Almost a month ago, I travelled to Sydney to see The Seagull at Belvoir.  I absolutely intended to write a review of the show; in many ways I wish I had.  But somewhere in between being caught up in the excitement that was a weekend in Sydney, and the overwhelm I felt from the production, every time I sat down to write something it felt like an impossible task.

Had it been in Adelaide (a small town, with fewer critical voices, and where most of my readers are) I’m sure I would have found a way to say what I could.  It being in Sydney both gave myself a remove from the need to write about the production, and reviewers whom I keenly agree with: I feel James Waites in particular had a very similar experience as me, and wrote about it more eloquently than I could have.

Judy Davis as Arkadina and David Whenham as Trigorin.

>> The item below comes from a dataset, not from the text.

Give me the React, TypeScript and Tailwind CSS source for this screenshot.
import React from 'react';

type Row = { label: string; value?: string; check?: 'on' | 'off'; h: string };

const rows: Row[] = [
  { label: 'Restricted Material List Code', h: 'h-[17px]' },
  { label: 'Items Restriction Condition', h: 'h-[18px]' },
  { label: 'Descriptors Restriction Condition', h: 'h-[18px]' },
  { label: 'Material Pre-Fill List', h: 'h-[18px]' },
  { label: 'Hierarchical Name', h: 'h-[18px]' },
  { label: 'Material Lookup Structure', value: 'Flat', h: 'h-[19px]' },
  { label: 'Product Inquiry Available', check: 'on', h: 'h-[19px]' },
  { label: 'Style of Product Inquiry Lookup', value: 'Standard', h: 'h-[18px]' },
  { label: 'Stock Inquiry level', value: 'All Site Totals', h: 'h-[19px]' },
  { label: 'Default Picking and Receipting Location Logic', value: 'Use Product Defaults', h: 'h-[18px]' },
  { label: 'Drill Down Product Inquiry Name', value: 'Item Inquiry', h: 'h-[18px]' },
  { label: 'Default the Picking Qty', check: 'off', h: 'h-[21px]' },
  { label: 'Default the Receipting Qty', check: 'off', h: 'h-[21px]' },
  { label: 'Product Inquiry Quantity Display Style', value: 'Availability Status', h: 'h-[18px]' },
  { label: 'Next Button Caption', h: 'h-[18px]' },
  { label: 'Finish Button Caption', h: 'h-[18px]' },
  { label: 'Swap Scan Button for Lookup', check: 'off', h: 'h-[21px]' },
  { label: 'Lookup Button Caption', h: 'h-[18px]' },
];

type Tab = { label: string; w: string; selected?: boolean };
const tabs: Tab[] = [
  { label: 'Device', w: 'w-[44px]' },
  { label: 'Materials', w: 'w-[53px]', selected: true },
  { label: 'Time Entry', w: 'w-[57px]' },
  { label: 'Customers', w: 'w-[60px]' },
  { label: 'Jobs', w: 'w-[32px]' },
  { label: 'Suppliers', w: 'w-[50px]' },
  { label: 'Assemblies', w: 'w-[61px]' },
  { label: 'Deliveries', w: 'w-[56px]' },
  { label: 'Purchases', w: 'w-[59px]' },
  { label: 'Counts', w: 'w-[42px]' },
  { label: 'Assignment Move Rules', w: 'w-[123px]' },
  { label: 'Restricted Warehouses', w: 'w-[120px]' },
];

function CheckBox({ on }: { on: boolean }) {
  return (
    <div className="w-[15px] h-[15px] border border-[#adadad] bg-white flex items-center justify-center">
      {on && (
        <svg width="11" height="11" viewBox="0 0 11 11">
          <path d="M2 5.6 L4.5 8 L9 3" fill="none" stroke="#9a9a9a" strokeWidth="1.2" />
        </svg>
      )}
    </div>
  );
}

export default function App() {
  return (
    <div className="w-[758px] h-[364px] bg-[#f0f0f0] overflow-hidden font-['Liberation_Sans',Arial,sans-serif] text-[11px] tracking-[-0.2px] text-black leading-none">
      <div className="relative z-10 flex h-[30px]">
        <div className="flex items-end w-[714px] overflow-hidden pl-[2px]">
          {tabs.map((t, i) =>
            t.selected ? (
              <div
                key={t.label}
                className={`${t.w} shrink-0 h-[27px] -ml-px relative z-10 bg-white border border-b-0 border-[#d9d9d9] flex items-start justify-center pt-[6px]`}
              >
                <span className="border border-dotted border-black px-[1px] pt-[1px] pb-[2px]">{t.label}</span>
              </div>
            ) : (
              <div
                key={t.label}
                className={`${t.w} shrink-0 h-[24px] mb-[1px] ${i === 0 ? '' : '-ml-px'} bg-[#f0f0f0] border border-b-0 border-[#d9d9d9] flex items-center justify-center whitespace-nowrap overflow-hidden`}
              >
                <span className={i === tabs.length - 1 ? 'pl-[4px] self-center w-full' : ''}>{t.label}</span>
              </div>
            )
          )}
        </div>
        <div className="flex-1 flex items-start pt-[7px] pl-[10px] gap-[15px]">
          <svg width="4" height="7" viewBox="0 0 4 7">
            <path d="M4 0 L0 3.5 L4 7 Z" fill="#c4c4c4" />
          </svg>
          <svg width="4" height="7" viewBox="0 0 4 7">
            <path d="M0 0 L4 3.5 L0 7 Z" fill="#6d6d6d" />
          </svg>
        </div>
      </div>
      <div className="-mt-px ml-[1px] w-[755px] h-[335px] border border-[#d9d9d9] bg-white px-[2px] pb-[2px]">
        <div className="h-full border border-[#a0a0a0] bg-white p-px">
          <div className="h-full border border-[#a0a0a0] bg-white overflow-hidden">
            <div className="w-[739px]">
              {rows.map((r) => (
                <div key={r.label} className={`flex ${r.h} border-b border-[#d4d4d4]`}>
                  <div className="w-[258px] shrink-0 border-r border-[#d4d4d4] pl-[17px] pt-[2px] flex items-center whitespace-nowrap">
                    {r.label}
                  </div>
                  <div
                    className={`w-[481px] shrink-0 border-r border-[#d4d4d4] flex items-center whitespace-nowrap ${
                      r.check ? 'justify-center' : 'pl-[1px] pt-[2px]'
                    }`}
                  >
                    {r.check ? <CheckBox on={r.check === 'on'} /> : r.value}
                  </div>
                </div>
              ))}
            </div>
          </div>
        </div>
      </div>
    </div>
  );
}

But this week a friend asked me if I would describe Benedict Andrew’s script as a new Australian work.  Saying no, he pressed me for a more detailed answer.  Here was my response to him, mixed in with some of the thoughts I’ve scribed down over the past month whenever I’ve given this write-up a try:

To define Benedict Andrews’ The Seagull as a new Australian text or not inherently hinges on your definition of what exactly is a new Australian text, which to me implies a uniqueness of character, a separation of itself from works which came before it.  If Andrews had used Chekhov’s script as a launching point to craft an original work, then perhaps my answer would be different.  But for me, a true strength of the work was that Andrews was so faithful to the original as to truly highlight the timelessness and universality of themes on youth, art, country towns, and, with particular significance to me, of writing.

What Andrews did with Chekhov’s text is to set it in an inherently, unabashedly and unashamedly Australian setting.  I, admittedly, don’t have an overly large knowledge of Chekhov, but it felt so honest and faithful to Chekhov I can’t believe it was anything but.  He brought forth a contemporary context and an Australian vernacular to the work, but within this it still felt like a translation rather than an adaptation: he was just translating more than the language, he was also translating years and countries and context.